Energa Gedania w czterech ostatnich ligowych potyczkach z zespołem z Poznania schodziła z boiska pokonana. Najbliżej przełamania tej passy podopieczne Leszka Milewskiego były 8 grudnia ubiegłego roku, kiedy na boisku przeciwnika wygrały dwa pierwsze sety, by później stanąć w miejscu i ostatecznie ulec przeciwniczkom po wyrównanym tie-breaku. Teraz w Gdańsku wszyscy liczą na komplet punktów, nie tylko w tym, ale w trzech kolejnych spotkaniach, w których rywalkami Gedanistek będą zespoły spoza tzw. wielkiej czwórki. Kierownictwo klubu nie postawiło wprawdzie żadnego ultimatum szkoleniowcowi i zawodniczkom, ale wszyscy wiedzą, że najbliższe mecze prawdopodobnie zadecydują o końcowej pozycji drużyny po rundzie zasadniczej.
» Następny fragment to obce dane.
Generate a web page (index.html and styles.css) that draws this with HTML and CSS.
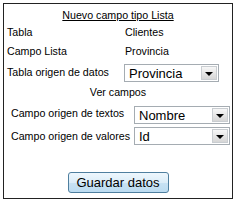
FILE: index.html
```html
<!DOCTYPE html>
<html lang="es">
<head>
<meta charset="utf-8">
<title>Nuevo campo tipo Lista</title>
<link rel="stylesheet" href="styles.css">
</head>
<body>
<div class="box">
  <div class="title"><span>Nuevo campo tipo Lista</span></div>
  <div class="row r-tabla"><span class="label">Tabla</span><span class="value">Clientes</span></div>
  <div class="row r-campo"><span class="label">Campo Lista</span><span class="value">Provincia</span></div>
  <div class="row r-origen">
    <span class="label lab-sel">Tabla origen de datos</span>
    <div class="sel sel-a"><span class="txt">Provincia</span><span class="arr"><i class="tri"></i></span></div>
  </div>
  <div class="ver">Ver campos</div>
  <div class="sub r-textos">
    <span class="sublabel lab-up">Campo origen de textos</span>
    <div class="sel sel-b"><span class="txt">Nombre</span><span class="arr"><i class="tri"></i></span></div>
  </div>
  <div class="sub r-valores">
    <span class="sublabel">Campo origen de valores</span>
    <div class="sel sel-b"><span class="txt">Id</span><span class="arr"><i class="tri"></i></span></div>
  </div>
  <div class="actions"><button class="btn" type="button">Guardar datos</button></div>
</div>
</body>
</html>
```

FILE: styles.css
```css
html, body {
  margin: 0;
  padding: 0;
  background: #fff;
}
body {
  font-family: "Liberation Sans", Arial, sans-serif;
  font-size: 10.67px;
  color: #000;
}
.box {
  margin: 3px;
  width: 228px;
  height: 194px;
  border: 1px solid #222;
  display: flex;
  flex-direction: column;
}
.title {
  height: 21px;
  display: flex;
  align-items: center;
  justify-content: center;
}
.title span {
  text-decoration: underline;
}
.row {
  display: flex;
  align-items: center;
  padding-left: 3px;
}
.label {
  width: 118px;
  flex: none;
}
.label.lab-sel {
  width: 117px;
  padding-bottom: 3px;
}
.r-tabla { height: 14px; }
.r-campo { height: 23px; }
.r-origen { height: 22px; }
.ver {
  height: 15px;
  display: flex;
  align-items: center;
  justify-content: center;
}
.sub {
  display: flex;
  align-items: center;
  padding-left: 7px;
}
.sublabel {
  width: 123px;
  flex: none;
}
.lab-up { padding-bottom: 5px; }
.r-textos { height: 20px; margin-top: 6px; }
.r-valores { height: 20px; margin-top: 1px; }
.sel {
  box-sizing: border-box;
  height: 18px;
  border: 1px solid #a5acb2;
  background: #fff;
  display: flex;
  align-items: center;
  padding-left: 4px;
  font-size: 13px;
}
.sel-a { width: 95px; }
.sel-b { width: 96px; }
.sel .txt { flex: 1; }
.arr {
  box-sizing: border-box;
  width: 16px;
  height: 14px;
  margin-right: 1px;
  border: 1px solid #c9cdd1;
  background: linear-gradient(#f7f7f7, #d6d6d6);
  display: flex;
  align-items: center;
  justify-content: center;
}
.tri {
  width: 0;
  height: 0;
  border-left: 4px solid transparent;
  border-right: 4px solid transparent;
  border-top: 4px solid #000;
  margin-top: 1px;
}
.actions {
  margin-top: auto;
  margin-bottom: 5px;
  display: flex;
  justify-content: center;
}
.btn {
  box-sizing: border-box;
  width: 101px;
  height: 21px;
  padding: 0;
  border: 1px solid #4f7f9f;
  border-radius: 3px;
  background: linear-gradient(#eef7fd 0%, #dcedf8 50%, #c8e2f3 51%, #bcdcf1 100%);
  font-family: "Liberation Sans", Arial, sans-serif;
  font-size: 13px;
  color: #000;
}
```
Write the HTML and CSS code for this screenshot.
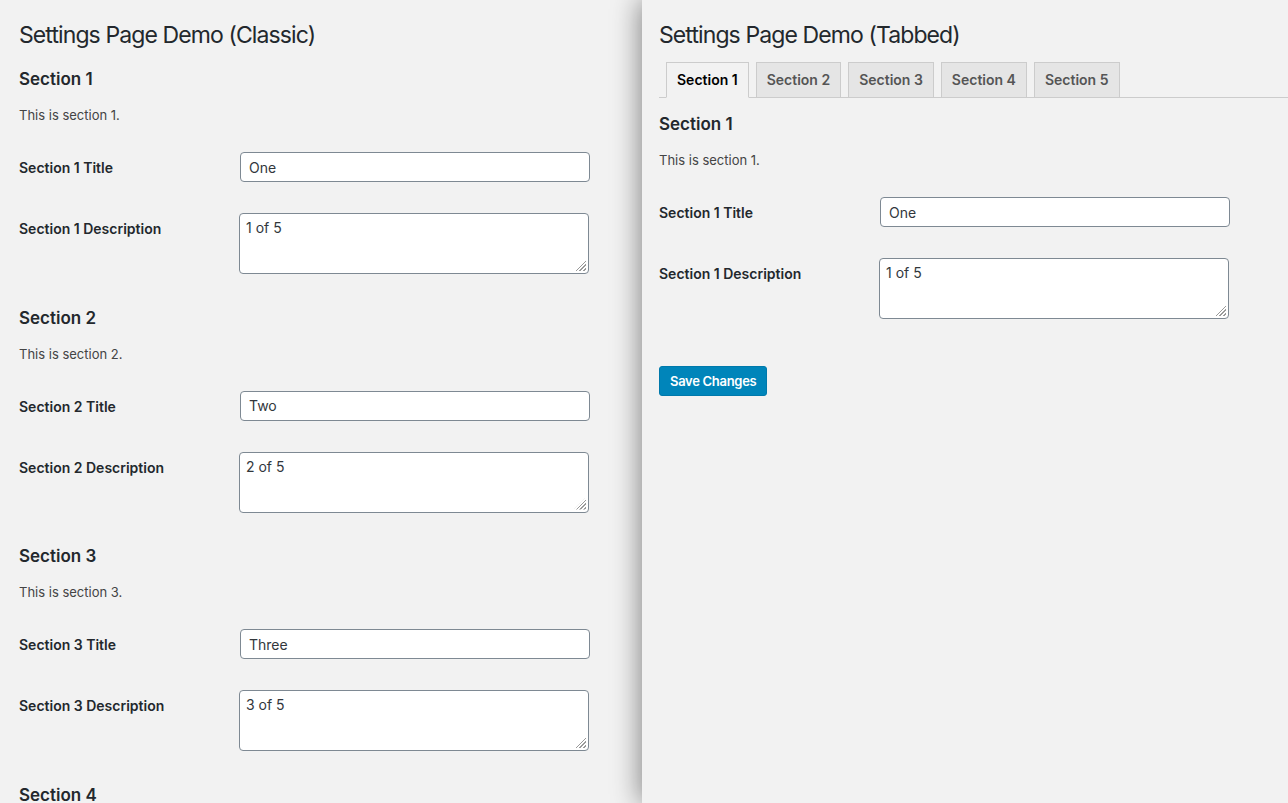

Prezesowi Gedanii marzy się piąta lokata, ale jak na razie pozycję tą okupuje zespół z Poznania i nad gdańszczankami (oraz trzema innymi drużynami) ma pięć punktów przewagi. Znacznie mniejszą, bo zaledwie jednopunktową przewagę mają Gedanistki nad strefą barażową, ale ewentualne zwycięstwo w środowym meczu może przesunąć trójmiejską ekipę nawet na szóstą lokatę.
W zespole z Poznania gdańscy kibice zobaczą stare znajome – Aleksandrę Kruk, Justynę Ordak, Emilię Reimus i Karolinę Wiśniewską, jednak tylko pierwsza z byłych Gedanistek ma w drużynie Wojciecha Lalka pewną pozycję. Z kolei Ewa Kasprów i Katarzyna Wellna jeszcze do niedawna reprezentowały drużynę akademiczek. Pojedynki z byłymi koleżankami będą z pewnością dodatkowym smaczkiem środowej potyczki.
Mecz odbędzie się 27 lutego o godzinie 18.00 w hali przy ulicy Kościuszki 49 w Gdańsku. Bilety w cenie 5 zł (ulgowe) i 10 zł (normalne) do nabycia na godzinę przed rozpoczęciem spotkania.